Set down each line of the data below exactly as it stands, dropping the pictures.

### Collected data
▬▬▬

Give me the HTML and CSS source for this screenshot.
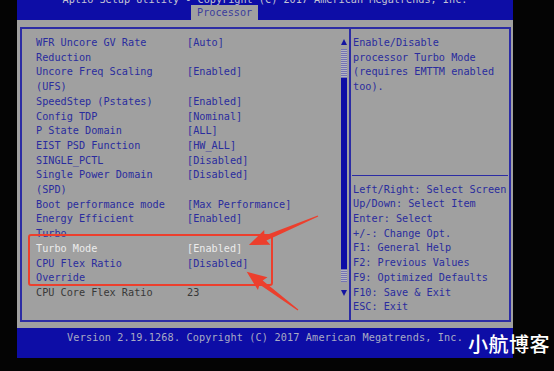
FILE: index.html
```html
<!DOCTYPE html>
<html lang="en">
<head>
<meta charset="utf-8">
<title>Aptio Setup Utility - Processor</title>
<link rel="stylesheet" href="styles.css">
</head>
<body>
<div class="screen">
    <div class="topBar">
        <div class="title">Aptio Setup Utility - Copyright (C) 2017 American Megatrends, Inc.</div>
        <div class="tab">Processor</div>
    </div>

    <div class="mainArea">
        <div class="frame">
            <div class="leftPanel">
                <div class="itemList">
                    <div class="row"><span class="label">WFR Uncore GV Rate<br>Reduction</span><span class="value">[Auto]</span></div>
                    <div class="row"><span class="label">Uncore Freq Scaling<br>(UFS)</span><span class="value">[Enabled]</span></div>
                    <div class="row"><span class="label">SpeedStep (Pstates)</span><span class="value">[Enabled]</span></div>
                    <div class="row"><span class="label">Config TDP</span><span class="value">[Nominal]</span></div>
                    <div class="row"><span class="label">P State Domain</span><span class="value">[ALL]</span></div>
                    <div class="row"><span class="label">EIST PSD Function</span><span class="value">[HW_ALL]</span></div>
                    <div class="row"><span class="label">SINGLE_PCTL</span><span class="value">[Disabled]</span></div>
                    <div class="row"><span class="label">Single Power Domain<br>(SPD)</span><span class="value">[Disabled]</span></div>
                    <div class="row"><span class="label">Boot performance mode</span><span class="value">[Max Performance]</span></div>
                    <div class="row"><span class="label">Energy Efficient<br>Turbo</span><span class="value">[Enabled]</span></div>
                    <div class="row selected"><span class="label">Turbo Mode</span><span class="value">[Enabled]</span></div>
                    <div class="row"><span class="label">CPU Flex Ratio<br>Override</span><span class="value">[Disabled]</span></div>
                    <div class="row inactive"><span class="label">CPU Core Flex Ratio</span><span class="value">23</span></div>
                </div>
                <div class="scrollBar">
                    <div class="arrowUp"></div>
                    <div class="track trackTop"></div>
                    <div class="thumb"></div>
                    <div class="track trackBottom"></div>
                    <div class="arrowDown"></div>
                </div>
            </div>
            <div class="rightPanel">
                <div class="helpText">Enable/Disable<br>processor Turbo Mode<br>(requires EMTTM enabled<br>too).</div>
                <div class="keyHelp">
                    Left/Right: Select Screen<br>
                    Up/Down: Select Item<br>
                    Enter: Select<br>
                    +/-: Change Opt.<br>
                    F1: General Help<br>
                    F2: Previous Values<br>
                    F9: Optimized Defaults<br>
                    F10: Save &amp; Exit<br>
                    ESC: Exit
                </div>
            </div>
        </div>
    </div>

    <div class="bottomBar">Version 2.19.1268. Copyright (C) 2017 American Megatrends, Inc.</div>
</div>

<!-- annotation drawn over the photo -->
<svg class="marks" width="554" height="371" viewBox="0 0 554 371">
    <rect x="29" y="235" width="243" height="50" rx="2" fill="none" stroke="#ec3f2d" stroke-width="2"/>
    <polygon transform="translate(318 216) rotate(157.2)" fill="#ec3f2d"
        points="0,-0.6 57,-2.6 55,-8 75,0 55,8 57,2.6 0,0.6"/>
    <polygon transform="translate(298 310) rotate(216.7)" fill="#ec3f2d"
        points="0,-0.6 46,-2.6 44,-8 64,0 44,8 46,2.6 0,0.6"/>
</svg>

<div class="watermark">小航博客</div>
</body>
</html>
```

FILE: styles.css
```css
body {
	margin: 0;
	width: 554px;
	height: 371px;
	background-color: #040404;
	font-family: "DejaVu Sans Mono", "Liberation Mono", monospace;
	font-size: 10.2px;
	line-height: 14.7px;
	position: relative;
	overflow: hidden;
}

.screen {
	margin-left: 17px;
	width: 496px;
}

.topBar {
	height: 20px;
	background-color: #0d0da6;
	overflow: hidden;
	display: flex;
	flex-direction: column;
	align-items: center;
}
.title {
	margin-top: -7px;
	line-height: 14px;
	color: #c4c4d4;
	white-space: nowrap;
}
.tab {
	align-self: flex-start;
	margin-left: 174px;
	margin-top: -2px;
	height: 15px;
	padding: 0 6px;
	line-height: 16px;
	background-color: #a0a0a0;
	color: #3a3c9c;
}

.mainArea {
	height: 308px;
	box-sizing: border-box;
	padding: 7px 2px 6px 3px;
	background-color: #a0a0a0;
}
.frame {
	height: 100%;
	box-sizing: border-box;
	border: 2px solid #2c2ca4;
	display: flex;
}

.leftPanel {
	width: 327px;
	display: flex;
}
.itemList {
	flex: 1;
	padding: 7px 0 0 14px;
	color: #2a2c9e;
}
.row {
	display: flex;
	white-space: nowrap;
}
.label {
	width: 151px;
}
.selected {
	color: #ececec;
}
.inactive {
	color: #383838;
}

.scrollBar {
	width: 7px;
	margin-right: 2px;
	display: flex;
	flex-direction: column;
	align-items: center;
}
.arrowUp,
.arrowDown {
	width: 0;
	height: 0;
	border-left: 3.5px solid transparent;
	border-right: 3.5px solid transparent;
}
.arrowUp {
	margin-top: 10px;
	border-bottom: 6px solid #1414a0;
}
.arrowDown {
	margin-top: 8px;
	border-top: 6px solid #1414a0;
}
.track {
	width: 6px;
	background: repeating-linear-gradient(0deg, #7474b4 0 1px, #b4b4c0 1px 2px);
}
.trackTop {
	margin-top: 4px;
	height: 29px;
}
.trackBottom {
	height: 13px;
}
.thumb {
	width: 6px;
	height: 191px;
	background-color: #0d0da6;
}

.rightPanel {
	flex: 1;
	border-left: 2px solid #2c2ca4;
	display: flex;
	flex-direction: column;
	color: #2a2c9e;
	white-space: nowrap;
}
.helpText {
	padding: 7px 0 0 2px;
}
.keyHelp {
	margin: auto 1px 0 1px;
	border-top: 1px solid #2c2ca4;
	padding: 7px 0 5px 1px;
}

.bottomBar {
	height: 30px;
	box-sizing: border-box;
	padding-top: 3px;
	background-color: #0d0da6;
	color: #a8aac4;
	text-align: center;
	letter-spacing: 0.15px;
	white-space: nowrap;
}

.marks {
	position: absolute;
	left: 0;
	top: 0;
}

.watermark {
	position: absolute;
	left: 468px;
	top: 333px;
	font-family: "Noto Sans CJK SC", sans-serif;
	font-size: 20px;
	line-height: 22px;
	font-weight: 500;
	color: #ffffff;
	letter-spacing: 0.5px;
}
```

▬▬▬

### Solution
Give me the HTML and CSS source for this screenshot.
FILE: index.html
```html
<!DOCTYPE html>
<html lang="en">
<head>
<meta charset="utf-8">
<title>Aptio Setup Utility - Processor</title>
<link rel="stylesheet" href="styles.css">
</head>
<body>
<div class="screen">
    <div class="topBar">
        <div class="title">Aptio Setup Utility - Copyright (C) 2017 American Megatrends, Inc.</div>
        <div class="tab">Processor</div>
    </div>

    <div class="mainArea">
        <div class="frame">
            <div class="leftPanel">
                <div class="itemList">
                    <div class="row"><span class="label">WFR Uncore GV Rate<br>Reduction</span><span class="value">[Auto]</span></div>
                    <div class="row"><span class="label">Uncore Freq Scaling<br>(UFS)</span><span class="value">[Enabled]</span></div>
                    <div class="row"><span class="label">SpeedStep (Pstates)</span><span class="value">[Enabled]</span></div>
                    <div class="row"><span class="label">Config TDP</span><span class="value">[Nominal]</span></div>
                    <div class="row"><span class="label">P State Domain</span><span class="value">[ALL]</span></div>
                    <div class="row"><span class="label">EIST PSD Function</span><span class="value">[HW_ALL]</span></div>
                    <div class="row"><span class="label">SINGLE_PCTL</span><span class="value">[Disabled]</span></div>
                    <div class="row"><span class="label">Single Power Domain<br>(SPD)</span><span class="value">[Disabled]</span></div>
                    <div class="row"><span class="label">Boot performance mode</span><span class="value">[Max Performance]</span></div>
                    <div class="row"><span class="label">Energy Efficient<br>Turbo</span><span class="value">[Enabled]</span></div>
                    <div class="row selected"><span class="label">Turbo Mode</span><span class="value">[Enabled]</span></div>
                    <div class="row"><span class="label">CPU Flex Ratio<br>Override</span><span class="value">[Disabled]</span></div>
                    <div class="row inactive"><span class="label">CPU Core Flex Ratio</span><span class="value">23</span></div>
                </div>
                <div class="scrollBar">
                    <div class="arrowUp"></div>
                    <div class="track trackTop"></div>
                    <div class="thumb"></div>
                    <div class="track trackBottom"></div>
                    <div class="arrowDown"></div>
                </div>
            </div>
            <div class="rightPanel">
                <div class="helpText">Enable/Disable<br>processor Turbo Mode<br>(requires EMTTM enabled<br>too).</div>
                <div class="keyHelp">
                    Left/Right: Select Screen<br>
                    Up/Down: Select Item<br>
                    Enter: Select<br>
                    +/-: Change Opt.<br>
                    F1: General Help<br>
                    F2: Previous Values<br>
                    F9: Optimized Defaults<br>
                    F10: Save &amp; Exit<br>
                    ESC: Exit
                </div>
            </div>
        </div>
    </div>

    <div class="bottomBar">Version 2.19.1268. Copyright (C) 2017 American Megatrends, Inc.</div>
</div>

<!-- annotation drawn over the photo -->
<svg class="marks" width="554" height="371" viewBox="0 0 554 371">
    <rect x="29" y="235" width="243" height="50" rx="2" fill="none" stroke="#ec3f2d" stroke-width="2"/>
    <polygon transform="translate(318 216) rotate(157.2)" fill="#ec3f2d"
        points="0,-0.6 57,-2.6 55,-8 75,0 55,8 57,2.6 0,0.6"/>
    <polygon transform="translate(298 310) rotate(216.7)" fill="#ec3f2d"
        points="0,-0.6 46,-2.6 44,-8 64,0 44,8 46,2.6 0,0.6"/>
</svg>

<div class="watermark">小航博客</div>
</body>
</html>
```

FILE: styles.css
```css
body {
	margin: 0;
	width: 554px;
	height: 371px;
	background-color: #040404;
	font-family: "DejaVu Sans Mono", "Liberation Mono", monospace;
	font-size: 10.2px;
	line-height: 14.7px;
	position: relative;
	overflow: hidden;
}

.screen {
	margin-left: 17px;
	width: 496px;
}

.topBar {
	height: 20px;
	background-color: #0d0da6;
	overflow: hidden;
	display: flex;
	flex-direction: column;
	align-items: center;
}
.title {
	margin-top: -7px;
	line-height: 14px;
	color: #c4c4d4;
	white-space: nowrap;
}
.tab {
	align-self: flex-start;
	margin-left: 174px;
	margin-top: -2px;
	height: 15px;
	padding: 0 6px;
	line-height: 16px;
	background-color: #a0a0a0;
	color: #3a3c9c;
}

.mainArea {
	height: 308px;
	box-sizing: border-box;
	padding: 7px 2px 6px 3px;
	background-color: #a0a0a0;
}
.frame {
	height: 100%;
	box-sizing: border-box;
	border: 2px solid #2c2ca4;
	display: flex;
}

.leftPanel {
	width: 327px;
	display: flex;
}
.itemList {
	flex: 1;
	padding: 7px 0 0 14px;
	color: #2a2c9e;
}
.row {
	display: flex;
	white-space: nowrap;
}
.label {
	width: 151px;
}
.selected {
	color: #ececec;
}
.inactive {
	color: #383838;
}

.scrollBar {
	width: 7px;
	margin-right: 2px;
	display: flex;
	flex-direction: column;
	align-items: center;
}
.arrowUp,
.arrowDown {
	width: 0;
	height: 0;
	border-left: 3.5px solid transparent;
	border-right: 3.5px solid transparent;
}
.arrowUp {
	margin-top: 10px;
	border-bottom: 6px solid #1414a0;
}
.arrowDown {
	margin-top: 8px;
	border-top: 6px solid #1414a0;
}
.track {
	width: 6px;
	background: repeating-linear-gradient(0deg, #7474b4 0 1px, #b4b4c0 1px 2px);
}
.trackTop {
	margin-top: 4px;
	height: 29px;
}
.trackBottom {
	height: 13px;
}
.thumb {
	width: 6px;
	height: 191px;
	background-color: #0d0da6;
}

.rightPanel {
	flex: 1;
	border-left: 2px solid #2c2ca4;
	display: flex;
	flex-direction: column;
	color: #2a2c9e;
	white-space: nowrap;
}
.helpText {
	padding: 7px 0 0 2px;
}
.keyHelp {
	margin: auto 1px 0 1px;
	border-top: 1px solid #2c2ca4;
	padding: 7px 0 5px 1px;
}

.bottomBar {
	height: 30px;
	box-sizing: border-box;
	padding-top: 3px;
	background-color: #0d0da6;
	color: #a8aac4;
	text-align: center;
	letter-spacing: 0.15px;
	white-space: nowrap;
}

.marks {
	position: absolute;
	left: 0;
	top: 0;
}

.watermark {
	position: absolute;
	left: 468px;
	top: 333px;
	font-family: "Noto Sans CJK SC", sans-serif;
	font-size: 20px;
	line-height: 22px;
	font-weight: 500;
	color: #ffffff;
	letter-spacing: 0.5px;
}
```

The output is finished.